Clinical Context–Aware Segmentation of Tumor Targets and Organs at Risk Using Multimodal Foundation Models
Abstract
Purpose
Target delineation remains one of the most significant workflow bottlenecks in radiotherapy. Particularly, CTV segmentation remains challenging because it depends on clinical reasoning beyond visible imaging features. This study aims to develop and evaluate a multimodal AI framework that integrates clinical context with imaging data to improve automated or interactively semi-automated segmentation of tumor targets, especially CTV, while maintaining high accuracy for other radiotherapy structures.
Methods
We propose a multimodal segmentation framework combining a vision transformer–based foundation model with a large language model (LLM). The image encoder was fine-tuned using low-rank adaptation to handle CT-specific features, while the LLM encoded structured clinical information (e.g., TNM stage, histology, target type) into text prompt embeddings. These embeddings were fused with spatial prompts and image features through a transformer-based mask decoder with cross-attention and memory mechanisms for 3D consistency. The model was evaluated using the public NSCLC Radiomics dataset (300 cases), with 260 cases for training and 40 for testing. Segmentation accuracy was assessed using 3D and 2D Dice similarity coefficients.
Results
The proposed method achieved mean 3D Dice scores of 0.742 for GTV, 0.710 for CTV, 0.972 for lung OAR, and mean 2D Dice scores of 0.925 for GTV, 0.910 for CTV (For slices without visible tumors, correctly predicted empty masks were assigned a Dice score of 1.0, thus 2D Dice scores may appear relatively high).
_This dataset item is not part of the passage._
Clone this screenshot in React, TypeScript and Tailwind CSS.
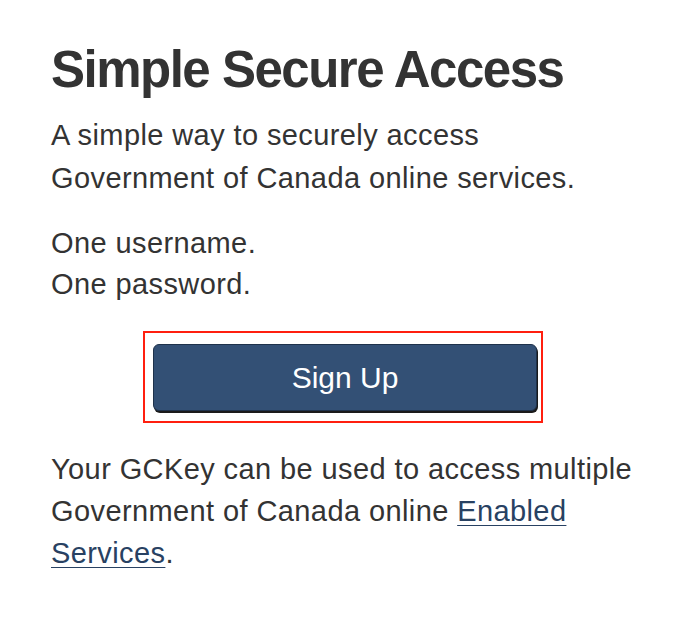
export default function App() {
  return (
    <div className="min-h-screen w-[694px] bg-white text-[#333] font-['Helvetica_Neue','Liberation_Sans',Arial,sans-serif]">
      <div className="px-[51px] pt-[40px]">
        <h1 className="text-[51px] font-bold leading-[60px] tracking-[-1.5px] text-[#333]">Simple Secure Access</h1>
        <p className="mt-[14px] text-[29px] leading-[43px] tracking-[0.4px]">
          A simple way to securely access
          <br />
          Government of Canada online services.
        </p>
        <p className="mt-[23px] text-[29px] leading-[41px] tracking-[0.4px]">
          One username.
          <br />
          One password.
        </p>
        <div className="mt-[26px] ml-[92px] w-[400px] border-2 border-[#ff1f0f] pt-[11px] pl-[8px] pr-[4px] pb-[10px]">
          <button className="flex h-[67px] w-[384px] items-center justify-center rounded-[6px] border border-[#1f324b] bg-[#335075] text-[30px] text-white shadow-[1px_2px_0_#1a1a1a]">
            Sign Up
          </button>
        </div>
        <p className="mt-[25px] text-[29px] leading-[42px] tracking-[0.4px]">
          Your GCKey can be used to access multiple Government of Canada online{" "}
          <a href="#" className="text-[#284162] underline underline-offset-[4px] decoration-1">
            Enabled Services
          </a>
          .
        </p>
      </div>
    </div>
  );
}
The proposed method outperformed conventional 3D U-Net and Medical SAM-based approaches. Incorporation of clinical text prompt embeddings consistently improved performance across all targets compared with image-only settings.
Conclusion
Integrating clinical context via LLM-driven prompt embeddings significantly enhances automated target delineation in radiotherapy. The proposed multimodal framework enables accurate, universal segmentation of both tumor targets and OARs from a single model, demonstrating strong potential to reduce contouring workload and improve radiotherapy workflow efficiency.